Gallup and FEEEDS: African Diaspora Business Forum

Share on Facebook Share on Twitter Share on LinkedIn Share in Email Print article
Written by Danika Li

Last Thursday, Gallup World Poll partnered with FEEEDS Advocacy Initiative to host the African Diaspora Business Forum featuring distinguished guests and panelists from both African and American businesses, nonprofits, and government agencies. The forum served as a precursor for President Obama’s U.S.-Africa Business Forum, which will take place in September.

If one were to sum up the forum in one word, it would be partnerships. Whether it’s partnerships between governments, businesses, or nonprofits, every speaker touched on the importance of creating lasting and mutually beneficial connections between Africa and the U.S. There are many ways to encourage engagement; Alicia Robinson-Morgan personally advocated for increased Department of Commerce activity in Africa. However, more so than official engagement, what’s most important is bringing people together to create dialogue and effective partnerships. Although governments tend to create the biggest immediate impact, individual relationships can eventually turn into big waves of change.

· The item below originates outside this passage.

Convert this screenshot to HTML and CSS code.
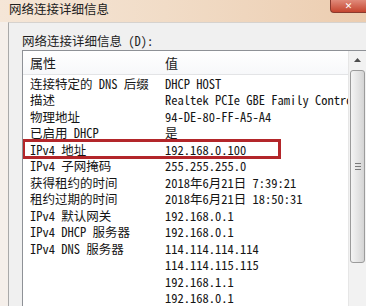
FILE: index.html
```html
<!DOCTYPE html>
<html lang="zh-CN">
<head>
    <meta charset="UTF-8">
    <title>网络连接详细信息</title>
    <link rel="stylesheet" href="styles.css">
</head>
<body>
    <div class="window">
        <div class="titlebar">
            <span class="title">网络连接详细信息</span>
            <button class="close-btn">✕</button>
        </div>

        <div class="frame">
            <div class="dialog">
                <div class="label">网络连接详细信息 (D):</div>

                <div class="listbox">
                    <div class="list-main">
                        <div class="list-head">
                            <span class="col-name">属性</span>
                            <span class="col-value">值</span>
                        </div>
                        <div class="row"><span class="col-name">连接特定的 DNS 后缀</span><span class="col-value">DHCP HOST</span></div>
                        <div class="row"><span class="col-name">描述</span><span class="col-value">Realtek PCIe GBE Family Controller</span></div>
                        <div class="row"><span class="col-name">物理地址</span><span class="col-value">94-DE-80-FF-A5-A4</span></div>
                        <div class="row"><span class="col-name">已启用 DHCP</span><span class="col-value">是</span></div>
                        <div class="row marked"><span class="col-name">IPv4 地址</span><span class="col-value">192.168.0.100</span></div>
                        <div class="row"><span class="col-name">IPv4 子网掩码</span><span class="col-value">255.255.255.0</span></div>
                        <div class="row"><span class="col-name">获得租约的时间</span><span class="col-value">2018年6月21日 7:39:21</span></div>
                        <div class="row"><span class="col-name">租约过期的时间</span><span class="col-value">2018年6月21日 18:50:31</span></div>
                        <div class="row"><span class="col-name">IPv4 默认网关</span><span class="col-value">192.168.0.1</span></div>
                        <div class="row"><span class="col-name">IPv4 DHCP 服务器</span><span class="col-value">192.168.0.1</span></div>
                        <div class="row"><span class="col-name">IPv4 DNS 服务器</span><span class="col-value">114.114.114.114</span></div>
                        <div class="row"><span class="col-name"></span><span class="col-value">114.114.115.115</span></div>
                        <div class="row"><span class="col-name"></span><span class="col-value">192.168.1.1</span></div>
                        <div class="row"><span class="col-name"></span><span class="col-value">192.168.0.1</span></div>
                    </div>

                    <div class="scrollbar">
                        <div class="scroll-arrow">
                            <svg width="7" height="4" viewBox="0 0 7 4"><path d="M0 4 L3.5 0 L7 4 Z" fill="#4d4d4d"/></svg>
                        </div>
                        <div class="scroll-thumb">
                            <span class="grip"></span>
                            <span class="grip"></span>
                            <span class="grip"></span>
                        </div>
                    </div>
                </div>
            </div>
        </div>
    </div>
</body>
</html>
```

FILE: styles.css
```css
body {
    margin: 0;
    width: 366px;
    height: 306px;
    overflow: hidden;
    font-family: "Noto Sans Mono CJK SC", "Noto Sans CJK SC", monospace;
    background: #f3ece6;
}

.window {
    display: flex;
    flex-direction: column;
    height: 306px;
}

.titlebar {
    height: 22px;
    flex-shrink: 0;
    display: flex;
    align-items: flex-start;
    justify-content: space-between;
    background: linear-gradient(to right, #f5e6d7 0%, #f1dcc7 45%, #eccdb0 100%);
}

.title {
    font-size: 12.5px;
    line-height: 16px;
    color: #202020;
    margin: 1px 0 0 9px;
}

.close-btn {
    width: 36px;
    height: 13px;
    border: 1px solid #8a3a2e;
    border-top: none;
    border-right: none;
    border-radius: 0 0 0 4px;
    background: linear-gradient(to bottom, #e08a7a, #c5452f);
    color: #fff;
    font-size: 9px;
    line-height: 11px;
    padding: 0;
    font-family: "DejaVu Sans", sans-serif;
    font-weight: bold;
}

.frame {
    flex: 1;
    display: flex;
    padding-left: 8px;
    background: #f5efea;
}

.dialog {
    flex: 1;
    min-width: 0;
    background: #f0f0f0;
    border-left: 1px solid #a9a9a9;
    border-top: 1px solid #d6d2ce;
    padding: 10px 0 0 13px;
    display: flex;
    flex-direction: column;
}

.label {
    font-size: 12.5px;
    line-height: 16px;
    color: #1e1e1e;
    margin-bottom: 1px;
}

.listbox {
    flex: 1;
    display: flex;
    border: 1px solid #8e9196;
    border-right: none;
    border-bottom: none;
    background: #fff;
    overflow: hidden;
}

.list-main {
    flex: 1;
    min-width: 0;
    overflow: hidden;
}

.list-head {
    display: flex;
    height: 23px;
    align-items: center;
    background: linear-gradient(to bottom, #ffffff, #f7f8fa);
    border-bottom: 1px solid #e3e4e6;
    font-size: 13px;
    line-height: 16px;
    color: #1a1a1a;
}

.row {
    position: relative;
    display: flex;
    height: 16.5px;
    align-items: center;
    font-size: 12.5px;
    line-height: 15px;
    color: #151515;
    white-space: nowrap;
}

.col-name {
    width: 135px;
    flex-shrink: 0;
    padding-left: 7px;
}

.col-value {
    white-space: nowrap;
}

.marked::after {
    content: "";
    position: absolute;
    left: -1px;
    top: -2px;
    width: 253px;
    height: 14px;
    border: 3px solid #b3262a;
}

.scrollbar {
    width: 17px;
    flex-shrink: 0;
    display: flex;
    flex-direction: column;
    align-items: center;
    background: #f2f2f2;
    border-left: 1px solid #e6e6e6;
}

.scroll-arrow {
    height: 18px;
    width: 15px;
    display: flex;
    align-items: center;
    justify-content: center;
}

.scroll-thumb {
    width: 13px;
    height: 191px;
    margin-top: 1px;
    border: 1px solid #9b9b9b;
    border-radius: 3px;
    background: linear-gradient(to right, #f4f4f4, #e2e2e2 60%, #d4d4d4);
    display: flex;
    flex-direction: column;
    justify-content: center;
    align-items: center;
    gap: 2px;
}

.grip {
    width: 6px;
    height: 1px;
    background: #7a7a7a;
}
```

Panel members Rahama Wright and Leila Ngjaye also stressed the importance of Africa maintaining ties with its diaspora in the United States. The focus of the forum was on business within Africa, but there’s also a growing desire for African businesses to engage in American markets. “The destiny of the African diaspora is intricately interwoven with the destiny of Africa,” Ngjaye said. In addition to engaging with its diaspora, she also commented on how to effectively engage youth, women, and SMEs (small to medium enterprises) through human capital development, legal rights protection, and the revitalization of the judicial and credit systems. On top of this seemingly endless list of goals, a critical part of reforming Africa’s economy is also how to help “those furthest behind”—the microbusinesses that line the streets of African towns. In order for these businesses to engage in effective commerce, Wright argued that rather than focusing on extraction, government initiatives needed to focus on moving people along the value and supply chain.

So what exactly is the role of the U.S. government in this? Wright believes that the U.S.’ importance lies in its ability as a convener. However, after the channels of dialogue have been opened, Wright reminded audience that it was up to the members of the dialogue to follow up, and not to place full responsibility on governments. As the founder of the social enterprise Shea Yeleen, Wright has seen first-hand the effects of partnerships in key sectors, trust between investors and businesses, and support between members of the diaspora.

African-U.S. policy is unique, in that it is one of the only policy areas that builds administration after administration. Catherine Byrne expressed her excitement at seeing the extensive bipartisan dialogue about Africa that occurred both publicly through the government and privately, in interpersonal relationships. By getting programs on “autopilot”—securing policies for periods of a few months to a few years, Byrne says that these programs see a much higher likelihood of surviving an administration change. Continuity of policy is key to encouraging local deployment, democratic change, and boosting business confidence.

Following Byrne’s remarks was a lightning round with presentations from three speakers. U.S. Small Business Administration (SBA) Advocate Ngozi Bell spoke about how to effectively enhance the natural entrepreneurial ability that seems to pour out of Africa. Bell truly believes that small businesses are major economic drivers, stating that “If small businesses are allowed to behave like the Apples of the world, like the Googles of the world, then there are no barriers. They will view the world as a marketplace. […] That is how you change an economy.”

Along with business and governmental engagement, analyzing data is also key to understanding how to most effectively engage. Magali Rheauhalt of Gallup presented data that hinted at a strong connection between leadership approval and job climate. The implications are that perhaps one of the goals of future U.S. government engagement is to stimulate democratic processes to strengthen leadership, which would in turn give way to a better job climate. Due to Africa’s rapid growth, an average of 18 million jobs need to be created every year until 2035 to accommodate the new labor force. In Africa, 2/3 of jobs are created by small businesses, with new shops opening every day. To do this, Bell emphasized how critical U.S. SMEs were in this process. Additionally, organizations such as the SBA’s Small Business Investment Company should be utilized in conjunction with SME engagement to help overcome some of the major financing obstacles that businesses tend to run into.

Lastly, USAID’s Nicholas Bassey closed out the forum with a few resources for the many nonprofit and business owners in the audience. USAID provides support for diaspora communities, early stage initiatives, and finance catalysts through a variety of programs, grants, and competitions.